Se consideriamo la spesa dell’intera missione, scopriamo che è costata 118 milioni di dollari, una cifra economica se consideriamo che la spesa per il lancio di Artemis-I, è stata 4,2 miliardi di dollari, e solo per fare un volo senza equipaggio attorno alla Luna. Un vantaggio finanziario per la NASA, che grazie all’affidamento a Compagnie private, potrà ripetere le missioni in tempi brevi. Per questo, la Intuitive Machine ha già in programma altri due veicoli: l’IM-2, che tenterà di raccogliere il ghiaccio sepolto sotto la superficie Lunare tramite una perforatrice, e lo IM-3, che sbarcherà due piccoli esploratori autonomi, uno su ruote e uno capace di saltare (Hopper), che potrà operare in zone impossibili da raggiungere per veicoli dotati di ruote.

Nel frattempo, fervono i lavori in casa SpaceX e Blu Origin, le due aziende scelte dalla NASA per la realizzazione dell’HLS (Human Landing System), confermando la strategia “due è meglio di uno” già applicata per le astronavi traghetto Crew Dragon e Starliner. Naturalmente anche questi veicoli dovranno essere testati sulla Luna, prima di essere dichiarati adatti a portare un equipaggio umano. Un traguardo che prudentemente si allontana sempre più, e che ora è previsto per il 2027. Ma non si sa mai: la Cina incalza.

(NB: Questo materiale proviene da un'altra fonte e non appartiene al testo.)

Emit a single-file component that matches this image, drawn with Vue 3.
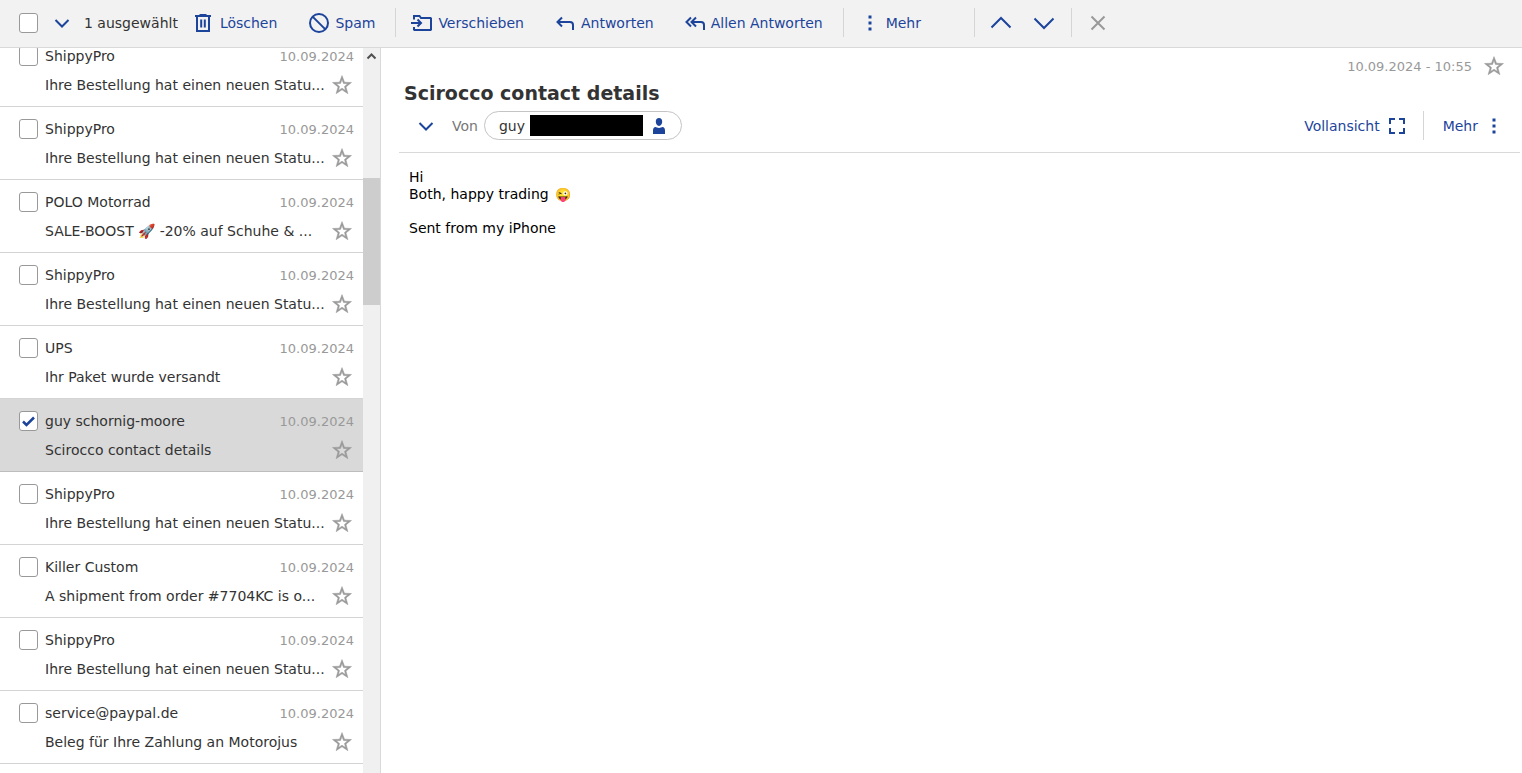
<template>
  <div class="mail">
    <header class="toolbar">
      <input v-model="allSelected" type="checkbox" class="check" aria-label="Alle auswählen" />
      <button class="select-menu" aria-label="Auswahl">
        <svg class="icon" viewBox="0 0 24 24"><path d="M5.5 9 12 15.5 18.5 9" /></svg>
      </button>
      <span class="selected-count">{{ selectedCount }} ausgewählt</span>
      <button class="tool tool-delete">
        <svg class="icon" viewBox="0 0 24 24">
          <path d="M4 5h16M8.5 4h7M6 5v15h12V5M10.2 8.5v8M13.8 8.5v8" />
        </svg>
        Löschen
      </button>
      <button class="tool">
        <svg class="icon" viewBox="0 0 24 24">
          <circle cx="12" cy="12" r="9" />
          <path d="m5.6 5.6 12.8 12.8" />
        </svg>
        Spam
      </button>
      <span class="divider"></span>
      <button class="tool">
        <svg class="icon" viewBox="0 0 24 24">
          <path d="M4 8.5V5h5.5L11 7h9.5l.5.5v11l-.5.5h-16l-.5-.5V16M1 12h10M7.5 8.5 11 12l-3.5 3.5" />
        </svg>
        Verschieben
      </button>
      <button class="tool">
        <svg class="icon" viewBox="0 0 24 24"><path d="M9 6.5 4.5 11 9 15.5M4.5 11H17q3 0 3 3v5" /></svg>
        Antworten
      </button>
      <button class="tool">
        <svg class="icon" viewBox="0 0 24 24">
          <path d="M8 6.5 3.5 11 8 15.5M13 6.5 8.5 11l4.5 4.5M8.5 11H18q3 0 3 3v5" />
        </svg>
        Allen Antworten
      </button>
      <span class="divider"></span>
      <button class="tool tool-more">
        <svg class="icon dots" viewBox="0 0 24 24"><path :d="dotsPath" /></svg>
        Mehr
      </button>
      <span class="divider"></span>
      <div class="nav-group">
        <button class="nav-btn" aria-label="Vorherige E-Mail">
          <svg class="icon" viewBox="0 0 24 24"><path d="m2.5 16.5 9.5-9.5 9.5 9.5" /></svg>
        </button>
        <button class="nav-btn" aria-label="Nächste E-Mail">
          <svg class="icon" viewBox="0 0 24 24"><path d="m2.5 7.5 9.5 9.5 9.5-9.5" /></svg>
        </button>
      </div>
      <span class="divider"></span>
      <div class="nav-group">
        <button class="nav-btn nav-close" aria-label="Schließen">
          <svg class="icon" viewBox="0 0 24 24"><path d="m5.5 5.5 13 13M18.5 5.5l-13 13" /></svg>
        </button>
      </div>
    </header>

    <div class="content">
      <aside class="sidebar">
        <ul ref="listEl" class="list">
          <li v-for="m in mails" :key="m.id" class="row" :class="{ selected: m.checked }">
            <input :id="'mail-' + m.id" v-model="m.checked" type="checkbox" class="check" />
            <label class="sender" :for="'mail-' + m.id">{{ m.sender }}</label>
            <span class="date">10.09.2024</span>
            <span class="subject">{{ m.subject }}</span>
            <button class="star" aria-label="Markieren">
              <svg viewBox="0 0 20 20"><path :d="starPath" /></svg>
            </button>
          </li>
        </ul>
        <div class="scrollbar">
          <button class="scroll-up" aria-label="Nach oben" @click="scrollUp">
            <svg viewBox="0 0 17 17"><path d="m4.5 10.5 4-4 4 4" /></svg>
          </button>
          <span class="track-before"></span>
          <span class="thumb"></span>
          <span class="track-after"></span>
        </div>
      </aside>

      <main class="message">
        <div class="message-date">
          <span>10.09.2024 - 10:55</span>
          <button class="star" aria-label="Markieren">
            <svg viewBox="0 0 20 20"><path :d="starPath" /></svg>
          </button>
        </div>
        <h1 class="title">Scirocco contact details</h1>
        <div class="meta">
          <button class="details-toggle" aria-label="Details">
            <svg class="icon" viewBox="0 0 24 24"><path d="M5.5 9 12 15.5 18.5 9" /></svg>
          </button>
          <span class="from-label">Von</span>
          <button class="contact">
            guy
            <span class="redacted"></span>
            <svg class="person" viewBox="0 0 12 16">
              <path d="M6 0c2 0 3.2 1.2 3.2 3.5S8 8 6 8 2.8 5.8 2.8 3.5 4 0 6 0zM2.5 9C3.3 9 4.5 10 6 10s2.7-1 3.5-1C11 9 12 10.5 12 12.5V16H0v-3.5C0 10.5 1 9 2.5 9z" />
            </svg>
          </button>
          <div class="meta-actions">
            <button class="link-btn">
              Vollansicht
              <svg class="full" viewBox="0 0 16 16">
                <path d="M1 6V1h5M10 1h5v5M15 10v5h-5M6 15H1v-5" />
              </svg>
            </button>
            <span class="divider"></span>
            <button class="link-btn link-more">
              Mehr
              <svg class="icon dots" viewBox="0 0 24 24"><path :d="dotsPath" /></svg>
            </button>
          </div>
        </div>
        <div class="body">
          <div>Hi</div>
          <div>Both, happy trading <span class="emoji">😜</span></div>
          <br />
          <div>Sent from my iPhone</div>
        </div>
      </main>
    </div>
  </div>
</template>

<script setup>
import { ref, computed, onMounted } from 'vue'

const starPath =
  'M10 .6 12.5 7.2 19.5 7.5 14 11.9 15.9 18.7 10 14.8 4.1 18.7 6 11.9 .5 7.5 7.5 7.2z' +
  'M10 4.6 11.5 8.5 15.7 8.8 12.5 11.4 13.5 15.4 10 13.2 6.5 15.4 7.5 11.4 4.3 8.8 8.5 8.5z'
const dotsPath = 'M10.5 4.5h3v3h-3zM10.5 10.5h3v3h-3zM10.5 16.5h3v3h-3z'

const statusSubject = 'Ihre Bestellung hat einen neuen Statu...'

const mails = ref([
  { id: 1, sender: 'ShippyPro', subject: statusSubject, checked: false },
  { id: 2, sender: 'ShippyPro', subject: statusSubject, checked: false },
  { id: 3, sender: 'POLO Motorrad', subject: 'SALE-BOOST 🚀 -20% auf Schuhe & ...', checked: false },
  { id: 4, sender: 'ShippyPro', subject: statusSubject, checked: false },
  { id: 5, sender: 'UPS', subject: 'Ihr Paket wurde versandt', checked: false },
  { id: 6, sender: 'guy schornig-moore', subject: 'Scirocco contact details', checked: true },
  { id: 7, sender: 'ShippyPro', subject: statusSubject, checked: false },
  { id: 8, sender: 'Killer Custom', subject: 'A shipment from order #7704KC is o...', checked: false },
  { id: 9, sender: 'ShippyPro', subject: statusSubject, checked: false },
  { id: 10, sender: 'service@paypal.de', subject: 'Beleg für Ihre Zahlung an Motorojus', checked: false },
])

const listEl = ref(null)

const selectedCount = computed(() => mails.value.filter(m => m.checked).length)

const allSelected = computed({
  get: () => mails.value.every(m => m.checked),
  set: value => mails.value.forEach(m => { m.checked = value }),
})

function scrollUp() {
  listEl.value.scrollTop -= 40
}

onMounted(() => {
  listEl.value.scrollTop = 14
})
</script>

<style>
body {
  margin: 0;
}
</style>

<style scoped>
.mail {
  display: flex;
  flex-direction: column;
  height: 100vh;
  overflow: hidden;
  background: #fff;
  color: #333;
  font-family: Verdana, "DejaVu Sans", sans-serif;
  font-size: 14px;
}

button {
  display: flex;
  align-items: center;
  padding: 0;
  border: none;
  background: none;
  color: #1c449b;
  font: inherit;
  white-space: nowrap;
  cursor: pointer;
}

svg {
  display: block;
  flex: none;
  fill: none;
  stroke: currentColor;
  stroke-width: 2;
}

.icon {
  width: 24px;
  height: 24px;
}

.dots,
.person {
  fill: currentColor;
  stroke: none;
}

.check {
  appearance: none;
  flex: none;
  box-sizing: border-box;
  width: 19px;
  height: 20px;
  margin: 0;
  border: 1px solid #999;
  border-radius: 3px;
  background: #fff;
}

.check:checked {
  background: #fff url("data:image/svg+xml,%3Csvg xmlns='http://www.w3.org/2000/svg' viewBox='0 0 17 18'%3E%3Cpath d='M3 9.5 6.5 13 14 5.5' fill='none' stroke='%231c449b' stroke-width='2.5'/%3E%3C/svg%3E") center / 17px 18px no-repeat;
}

.toolbar {
  display: flex;
  align-items: center;
  flex: none;
  height: 45px;
  padding: 0 0 2px 19px;
  border-bottom: 1px solid #d9d9d9;
  background: #f2f2f2;
}

.select-menu {
  margin: 0 10px 0 12px;
}

.tool {
  gap: 4px;
  height: 30px;
  padding: 0 15px 0 14px;
}

.tool-delete {
  gap: 5px;
  padding: 0 16px 0 13px;
}

.tool-more {
  margin-right: 33px;
}

.divider {
  flex: none;
  width: 1px;
  height: 29px;
  background: #d5d5d5;
}

.toolbar .divider {
  margin-left: 5px;
}

.nav-group {
  display: flex;
  margin-left: 5px;
}

.nav-btn {
  justify-content: center;
  width: 43px;
}

.nav-close {
  color: #999;
}

.content {
  display: flex;
  flex: 1;
  min-height: 0;
}

.sidebar {
  display: flex;
  flex: none;
  width: 380px;
  border-right: 1px solid #d9d9d9;
}

.list {
  flex: 1;
  min-width: 0;
  margin: 0;
  padding: 0 0 72px;
  overflow: hidden;
  list-style: none;
}

.row {
  display: grid;
  grid-template-columns: 26px 1fr auto;
  grid-template-rows: 30px 28px;
  align-items: center;
  padding: 7px 9px 7px 19px;
  border-bottom: 1px solid #d4d4d4;
}

.row.selected {
  border-bottom-color: #bdbdbd;
  background: #d9d9d9;
}

.date {
  color: #999;
  font-size: 13px;
}

.subject {
  grid-column: 2 / 4;
  grid-row: 2;
  line-height: 16px;
  white-space: nowrap;
}

.star {
  color: #999;
}

.star svg {
  width: 20px;
  height: 20px;
  fill: currentColor;
  fill-rule: evenodd;
  stroke-width: 0.5;
}

.row .star {
  grid-column: 3;
  grid-row: 2;
  justify-self: end;
  margin-right: 2px;
}

.scrollbar {
  display: flex;
  flex-direction: column;
  flex: none;
  width: 17px;
  background: #f0f0f0;
}

.scroll-up {
  height: 17px;
  color: #505050;
}

.scroll-up svg {
  width: 17px;
  height: 17px;
}

.track-before {
  flex: 113;
}

.thumb {
  flex: 127;
  background: #cdcdcd;
}

.track-after {
  flex: 468;
}

.message {
  flex: 1;
  min-width: 0;
  padding: 8px 2px 0 18px;
}

.message-date {
  display: flex;
  align-items: center;
  justify-content: flex-end;
  gap: 12px;
  height: 20px;
  padding-right: 16px;
  color: #999;
  font-size: 13px;
}

.title {
  margin: 5px 0 5px 5px;
  font-size: 19px;
  line-height: 24px;
}

.meta {
  display: flex;
  align-items: center;
  height: 31px;
  padding: 0 14px 11px 15px;
  border-bottom: 1px solid #d9d9d9;
}

.from-label {
  margin: 0 6px 0 14px;
  color: #777;
}

.contact {
  box-sizing: border-box;
  height: 29px;
  padding: 0 16px 0 14px;
  border: 1px solid #c4c4c4;
  border-radius: 15px;
  color: #333;
}

.redacted {
  width: 113px;
  height: 21px;
  margin: 0 10px 0 5px;
  background: #000;
}

.person {
  width: 12px;
  height: 16px;
  color: #1c449b;
}

.meta-actions {
  display: flex;
  align-items: center;
  margin-left: auto;
}

.link-btn {
  gap: 9px;
}

.full {
  width: 16px;
  height: 16px;
}

.meta-actions .divider {
  margin: 0 19px 0 18px;
}

.link-more {
  gap: 4px;
}

.body {
  padding: 16px 10px;
  color: #000;
  line-height: 17px;
}

.emoji {
  margin-left: 2px;
  font-family: "Noto Color Emoji", "Segoe UI Emoji", sans-serif;
  font-size: 13px;
  line-height: 16px;
}
</style>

In conclusione, la risposta alla domanda “perché è così complicato tornare sulla Luna”, è semplicemente “perché abbiamo lasciato passare troppo tempo dall’ultima volta”. Cosa ben diversa sarebbe stata se avessimo continuato ad andarci dopo Apollo. Infatti, tutti questi cambiamenti sarebbero avvenuti in modo graduale, un po’ come lo è stato dalle auto degli anni 60 alle automobili elettriche e di oggi, e probabilmente avremmo già delle basi permanenti sulla Luna e su Marte. Inoltre, possiamo essere certi che avremmo speso molto meno di quello che spenderemo ora per raggiungere gli stessi risultati. Ma tutto questo, in fondo, lo giudicherà la storia.